_WRITTEN REQUEST_
Word for word, transcribe the lines below and drop the pictures.

— START —

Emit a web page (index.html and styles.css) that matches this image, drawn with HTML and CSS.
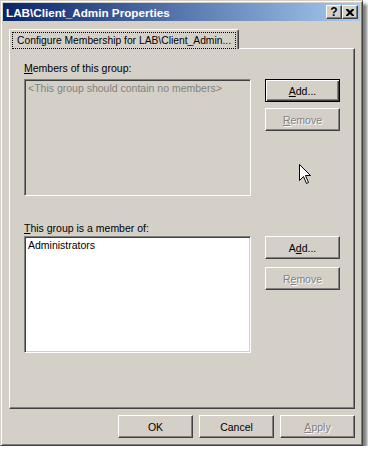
FILE: index.html
```html
<!DOCTYPE html>
<html lang="en">
<head>
  <meta charset="UTF-8">
  <title>LAB\Client_Admin Properties</title>
  <link rel="stylesheet" href="styles.css">
</head>
<body>
  <div class="window">
    <!-- Title bar -->
    <div class="titlebar">
      <span class="title">LAB\Client_Admin Properties</span>
      <div class="caption-buttons">
        <div class="caption-btn">?</div>
        <div class="caption-btn">
          <svg width="8" height="7" viewBox="0 0 8 7"><path d="M0 0h2l2 2 2-2h2v1l-2.5 2.5L8 6v1H6L4 5 2 7H0V6l2.5-2.5L0 1z" fill="#000"/></svg>
        </div>
      </div>
    </div>

    <!-- Tabs -->
    <div class="tabs">
      <div class="tab">
        <span class="tab-focus">Configure Membership for LAB\Client_Admin...</span>
      </div>
    </div>

    <div class="panel">
      <div class="label first"><u>M</u>embers of this group:</div>
      <div class="group-row">
        <div class="listbox disabled">
          <div class="item">&lt;This group should contain no members&gt;</div>
        </div>
        <div class="side-buttons tight">
          <div class="btn default"><u>A</u>dd...</div>
          <div class="btn disabled"><u>R</u>emove</div>
        </div>
      </div>

      <div class="label second"><u>T</u>his group is a member of:</div>
      <div class="group-row">
        <div class="listbox">
          <div class="item">Administrators</div>
        </div>
        <div class="side-buttons">
          <div class="btn">A<u>d</u>d...</div>
          <div class="btn disabled">R<u>e</u>move</div>
        </div>
      </div>
    </div>

    <div class="footer">
      <div class="btn">OK</div>
      <div class="btn">Cancel</div>
      <div class="btn disabled"><u>A</u>pply</div>
    </div>

    <!-- mouse pointer -->
    <svg class="cursor" width="13" height="21" viewBox="0 0 13 21">
      <path d="M0.5 0.5V16.5L4.5 12.5L7.5 19.5L9.5 18.5L6.5 11.5H11.5Z" fill="#fff" stroke="#000" stroke-width="1"/>
    </svg>
  </div>
</body>
</html>
```

FILE: styles.css
```css
body {
  margin: 0;
  background: #fff;
  font-family: "Liberation Sans", Arial, sans-serif;
  font-size: 10.5px;
  color: #000;
}
.window {
  position: relative;
  width: 363px;
  height: 446px;
  box-sizing: border-box;
  background: #d4d0c8;
  border: 1px solid;
  border-color: #d4d0c8 #404040 #404040 #d4d0c8;
  box-shadow: inset 1px 1px #fff, inset -1px -1px #808080, 4px 4px 3px rgba(0, 0, 0, 0.5);
  padding: 2px;
}
.titlebar {
  height: 18px;
  display: flex;
  align-items: center;
  justify-content: space-between;
  background: linear-gradient(to right, #0a246a, #a6caf0);
  padding: 0 2px 0 2px;
}
.title {
  color: #fff;
  font-weight: bold;
  font-size: 11.7px;
  padding-left: 1px;
}
.caption-buttons {
  display: flex;
}
.caption-btn {
  width: 16px;
  height: 14px;
  box-sizing: border-box;
  background: #d4d0c8;
  border: 1px solid;
  border-color: #fff #404040 #404040 #fff;
  box-shadow: inset -1px -1px #808080;
  display: flex;
  align-items: center;
  justify-content: center;
  font-weight: bold;
  font-size: 12px;
  line-height: 1;
}
.tabs {
  display: flex;
  margin: 8px 0 -1px 6px;
  position: relative;
}
.tab {
  height: 20px;
  box-sizing: border-box;
  padding: 2px 2px 0 2px;
  border-top: 1px solid #fff;
  border-left: 1px solid #fff;
  border-right: 1px solid #404040;
  box-shadow: inset -1px 0 #808080;
  border-radius: 2px 2px 0 0;
  background: #d4d0c8;
}
.tab-focus {
  display: block;
  border: 1px dotted #000;
  padding: 1px 4px 1px 4px;
  font-size: 10.3px;
  line-height: 13px;
}
.panel {
  width: 346px;
  height: 361px;
  box-sizing: border-box;
  margin-left: 6px;
  border: 1px solid;
  border-color: #fff #404040 #404040 #fff;
  box-shadow: inset -1px -1px #808080;
  padding: 12px 0 0 14px;
}
.label {
  height: 14px;
  line-height: 14px;
}
.label u, .btn u {
  text-decoration-thickness: 1px;
  text-underline-offset: 1px;
}
.label.first {
  margin-top: 0;
  margin-bottom: 4px;
}
.label.second {
  margin-top: 25px;
  margin-bottom: 1px;
}
.group-row {
  display: flex;
  gap: 14px;
  align-items: flex-start;
}
.listbox {
  width: 227px;
  height: 117px;
  box-sizing: border-box;
  background: #fff;
  border: 1px solid;
  border-color: #808080 #fff #fff #808080;
  box-shadow: inset 1px 1px #404040, inset -1px -1px #d4d0c8;
  padding: 2px 3px;
}
.listbox.disabled {
  background: #d4d0c8;
  color: #808080;
}
.item {
  line-height: 13px;
  white-space: nowrap;
}
.side-buttons {
  display: flex;
  flex-direction: column;
  gap: 8px;
}
.side-buttons.tight {
  gap: 6px;
}
.btn {
  width: 75px;
  height: 23px;
  box-sizing: border-box;
  border: 1px solid;
  border-color: #fff #404040 #404040 #fff;
  box-shadow: inset -1px -1px #808080;
  display: flex;
  align-items: center;
  justify-content: center;
  background: #d4d0c8;
}
.btn.default {
  border: 1px solid #000;
  box-shadow: inset 1px 1px #fff, inset -1px -1px #404040, inset -2px -2px #808080;
}
.btn.disabled {
  color: #808080;
  text-shadow: 1px 1px #fff;
}
.footer {
  width: 346px;
  margin: 6px 0 0 6px;
  display: flex;
  justify-content: flex-end;
  gap: 6px;
}
.cursor {
  position: absolute;
  left: 298px;
  top: 163px;
}
```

— END —

_ANSWER TO THIS EXERCISE_
Emit a web page (index.html and styles.css) that matches this image, drawn with HTML and CSS.
FILE: index.html
```html
<!DOCTYPE html>
<html lang="en">
<head>
  <meta charset="UTF-8">
  <title>LAB\Client_Admin Properties</title>
  <link rel="stylesheet" href="styles.css">
</head>
<body>
  <div class="window">
    <!-- Title bar -->
    <div class="titlebar">
      <span class="title">LAB\Client_Admin Properties</span>
      <div class="caption-buttons">
        <div class="caption-btn">?</div>
        <div class="caption-btn">
          <svg width="8" height="7" viewBox="0 0 8 7"><path d="M0 0h2l2 2 2-2h2v1l-2.5 2.5L8 6v1H6L4 5 2 7H0V6l2.5-2.5L0 1z" fill="#000"/></svg>
        </div>
      </div>
    </div>

    <!-- Tabs -->
    <div class="tabs">
      <div class="tab">
        <span class="tab-focus">Configure Membership for LAB\Client_Admin...</span>
      </div>
    </div>

    <div class="panel">
      <div class="label first"><u>M</u>embers of this group:</div>
      <div class="group-row">
        <div class="listbox disabled">
          <div class="item">&lt;This group should contain no members&gt;</div>
        </div>
        <div class="side-buttons tight">
          <div class="btn default"><u>A</u>dd...</div>
          <div class="btn disabled"><u>R</u>emove</div>
        </div>
      </div>

      <div class="label second"><u>T</u>his group is a member of:</div>
      <div class="group-row">
        <div class="listbox">
          <div class="item">Administrators</div>
        </div>
        <div class="side-buttons">
          <div class="btn">A<u>d</u>d...</div>
          <div class="btn disabled">R<u>e</u>move</div>
        </div>
      </div>
    </div>

    <div class="footer">
      <div class="btn">OK</div>
      <div class="btn">Cancel</div>
      <div class="btn disabled"><u>A</u>pply</div>
    </div>

    <!-- mouse pointer -->
    <svg class="cursor" width="13" height="21" viewBox="0 0 13 21">
      <path d="M0.5 0.5V16.5L4.5 12.5L7.5 19.5L9.5 18.5L6.5 11.5H11.5Z" fill="#fff" stroke="#000" stroke-width="1"/>
    </svg>
  </div>
</body>
</html>
```

FILE: styles.css
```css
body {
  margin: 0;
  background: #fff;
  font-family: "Liberation Sans", Arial, sans-serif;
  font-size: 10.5px;
  color: #000;
}
.window {
  position: relative;
  width: 363px;
  height: 446px;
  box-sizing: border-box;
  background: #d4d0c8;
  border: 1px solid;
  border-color: #d4d0c8 #404040 #404040 #d4d0c8;
  box-shadow: inset 1px 1px #fff, inset -1px -1px #808080, 4px 4px 3px rgba(0, 0, 0, 0.5);
  padding: 2px;
}
.titlebar {
  height: 18px;
  display: flex;
  align-items: center;
  justify-content: space-between;
  background: linear-gradient(to right, #0a246a, #a6caf0);
  padding: 0 2px 0 2px;
}
.title {
  color: #fff;
  font-weight: bold;
  font-size: 11.7px;
  padding-left: 1px;
}
.caption-buttons {
  display: flex;
}
.caption-btn {
  width: 16px;
  height: 14px;
  box-sizing: border-box;
  background: #d4d0c8;
  border: 1px solid;
  border-color: #fff #404040 #404040 #fff;
  box-shadow: inset -1px -1px #808080;
  display: flex;
  align-items: center;
  justify-content: center;
  font-weight: bold;
  font-size: 12px;
  line-height: 1;
}
.tabs {
  display: flex;
  margin: 8px 0 -1px 6px;
  position: relative;
}
.tab {
  height: 20px;
  box-sizing: border-box;
  padding: 2px 2px 0 2px;
  border-top: 1px solid #fff;
  border-left: 1px solid #fff;
  border-right: 1px solid #404040;
  box-shadow: inset -1px 0 #808080;
  border-radius: 2px 2px 0 0;
  background: #d4d0c8;
}
.tab-focus {
  display: block;
  border: 1px dotted #000;
  padding: 1px 4px 1px 4px;
  font-size: 10.3px;
  line-height: 13px;
}
.panel {
  width: 346px;
  height: 361px;
  box-sizing: border-box;
  margin-left: 6px;
  border: 1px solid;
  border-color: #fff #404040 #404040 #fff;
  box-shadow: inset -1px -1px #808080;
  padding: 12px 0 0 14px;
}
.label {
  height: 14px;
  line-height: 14px;
}
.label u, .btn u {
  text-decoration-thickness: 1px;
  text-underline-offset: 1px;
}
.label.first {
  margin-top: 0;
  margin-bottom: 4px;
}
.label.second {
  margin-top: 25px;
  margin-bottom: 1px;
}
.group-row {
  display: flex;
  gap: 14px;
  align-items: flex-start;
}
.listbox {
  width: 227px;
  height: 117px;
  box-sizing: border-box;
  background: #fff;
  border: 1px solid;
  border-color: #808080 #fff #fff #808080;
  box-shadow: inset 1px 1px #404040, inset -1px -1px #d4d0c8;
  padding: 2px 3px;
}
.listbox.disabled {
  background: #d4d0c8;
  color: #808080;
}
.item {
  line-height: 13px;
  white-space: nowrap;
}
.side-buttons {
  display: flex;
  flex-direction: column;
  gap: 8px;
}
.side-buttons.tight {
  gap: 6px;
}
.btn {
  width: 75px;
  height: 23px;
  box-sizing: border-box;
  border: 1px solid;
  border-color: #fff #404040 #404040 #fff;
  box-shadow: inset -1px -1px #808080;
  display: flex;
  align-items: center;
  justify-content: center;
  background: #d4d0c8;
}
.btn.default {
  border: 1px solid #000;
  box-shadow: inset 1px 1px #fff, inset -1px -1px #404040, inset -2px -2px #808080;
}
.btn.disabled {
  color: #808080;
  text-shadow: 1px 1px #fff;
}
.footer {
  width: 346px;
  margin: 6px 0 0 6px;
  display: flex;
  justify-content: flex-end;
  gap: 6px;
}
.cursor {
  position: absolute;
  left: 298px;
  top: 163px;
}
```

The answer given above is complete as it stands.